While most experts believe the worst is behind us, we are still living in a world severely impacted by COVID-19. The pandemic has changed the way businesses operate, and even as many reopen or start to resume normal operations, it may be advisable for employees to continue working from home.
Employees who don’t typically work from home or remotely may need training.
There is a lot of e-Learning and employee training platforms like Moodle that make it easier and more flexible to facilitate training from anywhere.
Now could be a time to reskill your workforce to reflect the changing times and the changing business environment. The following are tips to train your employees to work from home, especially if it’s entirely new to them.
There are a lot of benefits of having employees work remotely, even outside of the situation we’re facing right now. Employees also tend to prefer it in many cases, but that doesn’t mean it’s not without challenges.
Before you train your employees, you should identify challenges.
You may have discovered more than you even realized as employees were quickly thrust into working from home during COVID-19. Now that things have settled down a bit, you can use those identified challenges to create specific training.
Your employees may already have a grasp of the hard skills needed to do their job, and those may not change much whether they’re working remotely or not.
Soft skills could be the area where you need to put more emphasis during training.
For example, employees will have to learn more about time management and how to be organized when working on their own.
You may need to train employees on the best ways to communicate via email or instant messenger platforms.
You might also need to train employees on what the expectations are for them when they’re working remotely, so there’s clarity.
Some employers even provide training and access to resources related to employees’ mental health geared in particular toward the challenges that may arise when working remotely, such as isolation.
As you’re training employees to work remotely, you want to ensure there’s clarity in their role, based on what they did in the office and what they’re expected to do in the future. It can be hard sometimes for employees who work remotely to see how their job connects with the roles of others and what it’s place is in the whole of the organization, so ensure it’s well-defined and part of training.
The resources that employees need to access to do their job may be a challenge for them to access when they work remotely.
Employees need to be thoroughly trained on all the technology platforms they are expected to use, and they also need to know how to properly and safely access relevant data and work documents.
Technology training is extremely important for remote employees because, without an understanding of how to use all the necessary training, workers aren’t going to be as productive as they could be otherwise.
When employees work onsite, the employer has a lot of control over cybersecurity. This control is lost when employees work remotely.
Employees need to be trained on how to keep all information secure, how to keep passwords secure, and what to do in the event that a device is lost.
You’ll have to train employees on how to keep their devices virus-free, and also on things such as avoiding phishing scams.
Compliance requirements may look different when employees are working remotely, and this may be an area of your training you have to update most often, especially with changes stemming from coronavirus.
Maintain Company Culture
It’s really important when employees are physically dispersed that you still maintain a sense of cohesive corporate culture. Include this as part of your regular training and development.
For example, send out regular updates and company news as part of your training, or consider implementing an intranet to keep everyone on the same page.

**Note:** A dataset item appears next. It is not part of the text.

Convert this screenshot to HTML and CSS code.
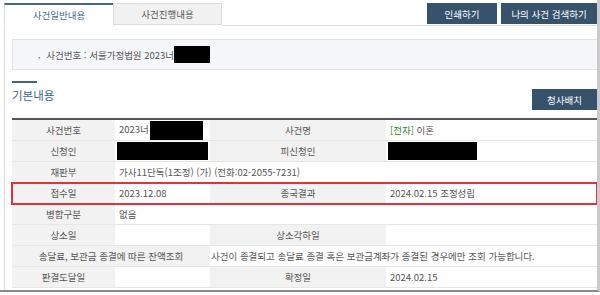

Measure the progress remote employees are making in their training and their work in general, and check-in with them just like you would if they were physically present in the office.
If employees are going to be working in public spaces, they need to understand the additional layers of security that have to happen too. For example, many employees may not understand the risks of using public Wi-Fi, so don’t overestimate the knowledge employees have about cybersecurity outside of the traditional workplace.